[STATED EXERCISE]: Look through the data below. Show each line where the string "styles" occurs.

┄┄┄┄┄┄

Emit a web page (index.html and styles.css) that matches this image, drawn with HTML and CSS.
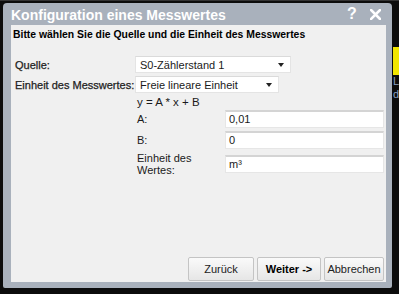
FILE: index.html
```html
<!DOCTYPE html>
<html lang="de">
<head>
  <meta charset="UTF-8">
  <title>Konfiguration eines Messwertes</title>
  <link rel="stylesheet" href="styles.css">
</head>
<body>
  <div class="dialog">
    <div class="titlebar">
      <span class="title">Konfiguration eines Messwertes</span>
      <span class="tb-btn">?</span>
      <span class="tb-btn close">
        <svg width="11" height="11" viewBox="0 0 11 11"><path d="M1 1L10 10M10 1L1 10" stroke="#fff" stroke-width="2.6" stroke-linecap="square"/></svg>
      </span>
    </div>
    <div class="content">
      <div class="heading">Bitte wählen Sie die Quelle und die Einheit des Messwertes</div>
      <div class="row">
        <label class="lbl">Quelle:</label>
        <div class="select sel-source"><span>S0-Zählerstand 1</span><span class="arrow"></span></div>
      </div>
      <div class="row">
        <label class="lbl">Einheit des Messwertes:</label>
        <div class="block">
          <div class="select sel-unit"><span>Freie lineare Einheit</span><span class="arrow"></span></div>
          <div class="formula">y = A * x + B</div>
          <div class="field">
            <span class="flabel">A:</span>
            <div class="input">0,01</div>
          </div>
          <div class="field">
            <span class="flabel">B:</span>
            <div class="input">0</div>
          </div>
          <div class="field">
            <span class="flabel">Einheit des Wertes:</span>
            <div class="input">m³</div>
          </div>
        </div>
      </div>
      <div class="buttons">
        <button class="btn btn-back">Zurück</button>
        <button class="btn btn-next">Weiter -&gt;</button>
        <button class="btn btn-cancel">Abbrechen</button>
      </div>
    </div>
  </div>
  <div class="side">
    <div class="side-yellow"></div>
    <div class="side-text">L<br>d</div>
  </div>
</body>
</html>
```

FILE: styles.css
```css
html, body {
  margin: 0;
  height: 100%;
}
body {
  background: #0c0c0c;
  font-family: "Liberation Sans", Arial, sans-serif;
  font-size: 11px;
  color: #1a1a1a;
  display: flex;
  align-items: flex-start;
  overflow: hidden;
  border-top: 1px solid #333;
  box-sizing: border-box;
}
.dialog {
  margin: 2px 0 0 3px;
  width: 389px;
  height: 285px;
  background: #a9b1bc;
  border-radius: 4px 4px 2px 2px;
  box-sizing: border-box;
  padding: 0 6px 6px 8px;
  display: flex;
  flex-direction: column;
}
.titlebar {
  height: 22px;
  display: flex;
  align-items: center;
  color: #fff;
  font-weight: bold;
}
.title {
  flex: 1;
  font-size: 14px;
  padding-top: 1px;
}
.tb-btn {
  font-size: 16px;
  width: 20px;
  text-align: center;
}
.tb-btn.close {
  display: flex;
  justify-content: center;
  margin-left: 3px;
  margin-right: 1px;
}
.content {
  flex: 1;
  background: #f0f0f0;
  display: flex;
  flex-direction: column;
  padding: 4px 2px 1px 2px;
}
.heading {
  font-weight: bold;
  color: #000;
  font-size: 10.4px;
  margin-bottom: 16px;
}
.row {
  display: flex;
  align-items: flex-start;
  margin-bottom: 3px;
}
.lbl {
  width: 120px;
  padding-left: 2px;
  color: #222;
  padding-top: 3px;
  white-space: nowrap;
  -webkit-text-stroke: 0.25px #222;
}
.select {
  background: #fff;
  border: 1px solid #e4e4e4;
  border-top-color: #dadada;
  height: 15px;
  display: flex;
  align-items: center;
  padding: 0 4px;
  justify-content: space-between;
}
.sel-source {
  width: 146px;
}
.sel-unit {
  width: 134px;
}
.arrow {
  width: 0;
  height: 0;
  border-left: 3px solid transparent;
  border-right: 3px solid transparent;
  border-top: 4px solid #222;
  margin-right: 2px;
}
.block {
  flex: 1;
}
.formula {
  padding-left: 2px;
  margin: 3px 0 1px;
  font-size: 11.5px;
  line-height: 13px;
}
.field {
  display: flex;
  align-items: center;
  margin-bottom: 3px;
}
.flabel {
  width: 88px;
  padding-left: 2px;
  line-height: 12px;
}
.input {
  flex: 1;
  background: #fff;
  border: 1px solid #e6e6e6;
  border-top: 2px solid #d4d4d4;
  height: 15px;
  line-height: 15px;
  padding: 0 3px;
}
.buttons {
  margin-top: auto;
  display: flex;
  justify-content: flex-end;
  gap: 3px;
}
.btn {
  font-family: inherit;
  font-size: 11px;
  color: #222;
  height: 24px;
  border: 1px solid #c4c4c4;
  border-radius: 2px;
  background: linear-gradient(#fafafa, #e6e6e6);
  padding: 0;
}
.btn-back {
  width: 66px;
}
.btn-next {
  width: 64px;
  font-weight: bold;
  color: #000;
}
.btn-cancel {
  width: 60px;
}
.side {
  margin-left: 1px;
  width: 6px;
  padding-top: 46px;
  overflow: hidden;
}
.side-yellow {
  height: 28px;
  background: #f2e600;
}
.side-text {
  color: #8aa0c0;
  font-size: 11px;
  line-height: 13px;
}
```
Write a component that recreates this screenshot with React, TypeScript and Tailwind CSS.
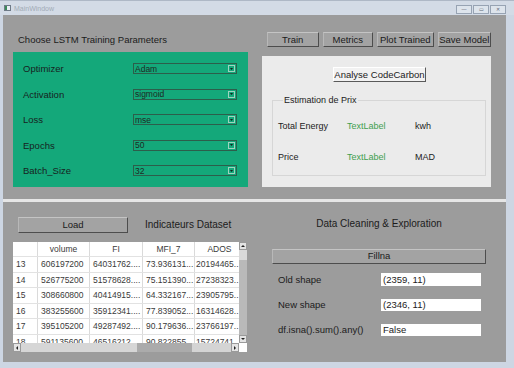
const rows = [
  ["13", "606197200", "64031762....", "73.936131...", "20194465.."],
  ["14", "526775200", "51578628....", "75.151390...", "27238323.."],
  ["15", "308660800", "40414915....", "64.332167...", "23905795.."],
  ["16", "383255600", "35912341....", "77.839052...", "16314628.."],
  ["17", "395105200", "49287492....", "90.179636...", "23766197.."],
  ["18", "591135600", "46516212....", "90.822855...", "15724741.."],
];

const params = [
  ["Optimizer", "Adam"],
  ["Activation", "sigmoid"],
  ["Loss", "mse"],
  ["Epochs", "50"],
  ["Batch_Size", "32"],
];

function GrayButton({ label, className }: { label: string; className: string }) {
  return (
    <div
      className={[
        "flex items-center justify-center whitespace-nowrap text-[9.5px] leading-none text-[#1a1a1a]",
        "bg-[#a3a3a3] border border-t-[#c4c4c4] border-l-[#b8b8b8] border-r-[#4d4d4d] border-b-[#4d4d4d]",
        className,
      ].join(" ")}
    >
      {label}
    </div>
  );
}

function Combo({ value }: { value: string }) {
  return (
    <div className="w-[104px] h-[11px] border border-[#2c5e4b] flex items-center justify-between pl-[1px] pr-[1px]">
      <span className="text-[8.5px] leading-none text-[#1d2a24]">{value}</span>
      <span className="w-[7px] h-[7px] border border-[#9fd3bf] flex items-center justify-center">
        <svg width="3" height="2" viewBox="0 0 3 2">
          <path d="M0 0h3L1.5 2z" fill="#10241c" />
        </svg>
      </span>
    </div>
  );
}

function TitleBar() {
  return (
    <div className="h-[15px] flex items-center bg-[#d3dbe6] border-t border-[#aeb8c6] pl-[4px] pr-[8px]">
      <div className="w-[7px] h-[6px] border border-[#6e7a87] bg-[#e9eef4] flex">
        <div className="w-[2px] bg-[#3c8a5a]" />
      </div>
      <span className="ml-[3px] text-[7px] leading-none text-[#a2abb6]">MainWindow</span>
      <div className="ml-auto flex gap-[1px] mt-[2px]">
        {["—", "▭", "✕"].map((g) => (
          <div
            key={g}
            className="w-[16px] h-[9px] border border-[#97a3b3] bg-[#dde4ec] flex items-center justify-center text-[5px] leading-none text-[#5d6875]"
          >
            {g}
          </div>
        ))}
      </div>
    </div>
  );
}

function TopSection() {
  return (
    <div className="h-[184px] flex pl-[10px] pt-[17px]">
      {/* left: LSTM params */}
      <div className="w-[235px] flex flex-col">
        <div className="h-[15px] flex items-center pl-[5px] text-[9.5px] leading-none">
          Choose LSTM Training Parameters
        </div>
        <div className="mt-[5px] h-[135px] bg-[#14a87a] pt-[4px] pl-[10px] flex flex-col">
          {params.map(([label, value]) => (
            <div key={label} className="h-[25.5px] flex items-center">
              <span className="w-[110px] text-[9.5px] leading-none text-[#17231e]">{label}</span>
              <Combo value={value} />
            </div>
          ))}
        </div>
      </div>

      {/* right: actions + codecarbon */}
      <div className="ml-[14px] w-[229px] flex flex-col">
        <div className="h-[15px] flex gap-[4px] pl-[5px]">
          <GrayButton label="Train" className="w-[52px]" />
          <GrayButton label="Metrics" className="w-[51px]" />
          <GrayButton label="Plot Trained" className="w-[57px]" />
          <GrayButton label="Save Model" className="w-[54px]" />
        </div>
        <div className="mt-[9px] h-[131px] bg-[#ebebeb] flex flex-col">
          <div className="ml-[71px] mt-[11px] w-[93px] h-[15px] flex items-center justify-center whitespace-nowrap text-[9.5px] leading-none bg-[#f2f2f2] border border-t-[#ffffff] border-l-[#ffffff] border-r-[#5a5a5a] border-b-[#5a5a5a]">
            Analyse CodeCarbon
          </div>
          <fieldset className="ml-[10px] mt-[13px] w-[214px] h-[81px] border border-[#d6d6d6] pl-[5px] pr-0 pb-0 pt-0 m-0">
            <legend className="ml-[5px] px-[1px] text-[9px] leading-[11px] text-[#222]">Estimation de Prix</legend>
            <div className="mt-[12px] h-[16px] flex items-center text-[9px] leading-none">
              <span className="w-[69px] text-[#222]">Total Energy</span>
              <span className="w-[68px] text-[#3fa04f]">TextLabel</span>
              <span className="text-[#222]">kwh</span>
            </div>
            <div className="mt-[15.5px] h-[16px] flex items-center text-[9px] leading-none">
              <span className="w-[69px] text-[#222]">Price</span>
              <span className="w-[68px] text-[#3fa04f]">TextLabel</span>
              <span className="text-[#222]">MAD</span>
            </div>
          </fieldset>
        </div>
      </div>
    </div>
  );
}

function DataTable() {
  const widths = ["w-[24px]", "w-[52px]", "w-[53px]", "w-[52px]", "w-[50px]"];
  return (
    <div className="mt-[9.5px] w-[234px] h-[110px] bg-white flex flex-col text-[8.5px] leading-none text-[#3a3a3a]">
      <div className="flex-1 flex min-h-0">
        <div className="flex-1 overflow-hidden flex flex-col">
          <div className="h-[14px] flex shrink-0">
            {["", "volume", "FI", "MFI_7", "ADOS"].map((h, i) => (
              <div
                key={i}
                className={[
                  widths[i],
                  "shrink-0 flex items-center justify-center",
                  i > 0 ? "border-l border-[#dadada]" : "",
                ].join(" ")}
              >
                {h}
              </div>
            ))}
          </div>
          {rows.map((r) => (
            <div key={r[0]} className="h-[15.6px] flex shrink-0 border-t border-[#e2e2e2]">
              {r.map((c, i) => (
                <div
                  key={i}
                  className={[
                    widths[i],
                    "shrink-0 flex items-center whitespace-nowrap overflow-hidden",
                    i === 0 ? "pl-[3px]" : i === 4 ? "pl-[1px] border-l border-[#dadada]" : "pl-[3px] border-l border-[#dadada]",
                  ].join(" ")}
                >
                  {c}
                </div>
              ))}
            </div>
          ))}
        </div>
        {/* vertical scrollbar */}
        <div className="w-[8px] flex flex-col bg-[#b9b9b9]">
          <div className="h-[8px] bg-[#e4e4e4] border border-[#9a9a9a] flex items-center justify-center">
            <svg width="4" height="2" viewBox="0 0 4 2"><path d="M0 2h4L2 0z" fill="#222" /></svg>
          </div>
          <div className="h-[10px] bg-[#d9d9d9]" />
          <div className="flex-1" />
          <div className="h-[8px] bg-[#e4e4e4] border border-[#9a9a9a] flex items-center justify-center">
            <svg width="4" height="2" viewBox="0 0 4 2"><path d="M0 0h4L2 2z" fill="#222" /></svg>
          </div>
        </div>
      </div>
      {/* horizontal scrollbar */}
      <div className="h-[9px] flex">
        <div className="flex-1 flex bg-[#cfcfcf]">
          <div className="w-[8px] bg-[#e4e4e4] border border-[#9a9a9a] flex items-center justify-center">
            <svg width="2" height="4" viewBox="0 0 2 4"><path d="M2 0v4L0 2z" fill="#222" /></svg>
          </div>
          <div className="w-[116px] bg-[#d6d6d6]" />
          <div className="w-[55px] bg-[#ababab]" />
          <div className="flex-1 bg-[#d4d4d4]" />
          <div className="w-[8px] bg-[#e4e4e4] border border-[#9a9a9a] flex items-center justify-center">
            <svg width="2" height="4" viewBox="0 0 2 4"><path d="M0 0v4L2 2z" fill="#222" /></svg>
          </div>
        </div>
        <div className="w-[8px] bg-white" />
      </div>
    </div>
  );
}

function BottomSection() {
  const shapes = [
    ["Old shape", "(2359, 11)"],
    ["New shape", "(2346, 11)"],
    ["df.isna().sum().any()", "False"],
  ];
  return (
    <div className="h-[160px] flex pl-[10px] pt-[14.5px]">
      <div className="w-[235px] flex flex-col">
        <div className="h-[16px] flex items-center">
          <GrayButton label="Load" className="ml-[5px] w-[110px] h-[16px]" />
          <span className="ml-[17px] text-[10px] leading-none">Indicateurs Dataset</span>
        </div>
        <DataTable />
      </div>

      <div className="ml-[24px] w-[214px] flex flex-col">
        <div className="h-[16px] -mt-[1px] flex items-center justify-center text-[10px] leading-none">
          Data Cleaning &amp; Exploration
        </div>
        <GrayButton label="Fillna" className="mt-[17px] h-[15px] w-full" />
        <div className="mt-[3.5px] flex flex-col">
          {shapes.map(([label, value]) => (
            <div key={label} className="h-[25.3px] flex items-center">
              <span className="ml-[6px] w-[103px] text-[9.5px] leading-none text-[#1b1b1b]">{label}</span>
              <div className="w-[100px] h-[12.5px] bg-white flex items-center pl-[2px] text-[9.5px] leading-none text-[#1b1b1b]">
                {value}
              </div>
            </div>
          ))}
        </div>
      </div>
    </div>
  );
}

export default function App() {
  return (
    <div className="w-[514px] h-[368px] bg-[#cdd6e3] flex flex-col font-['Liberation_Sans',Arial,sans-serif] text-[#1b1b1b] overflow-hidden">
      <TitleBar />
      <div className="flex-1 ml-[3px] mr-[8px] bg-[#9c9c9c] flex flex-col">
        <TopSection />
        <div className="h-[3px] bg-[#e6e6e6]" />
        <BottomSection />
      </div>
      <div className="h-[6px]" />
    </div>
  );
}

┄┄┄┄┄┄

[EXPECTED ANSWER]:
Emit a web page (index.html and styles.css) that matches this image, drawn with HTML and CSS.
  <link rel="stylesheet" href="styles.css">
FILE: styles.css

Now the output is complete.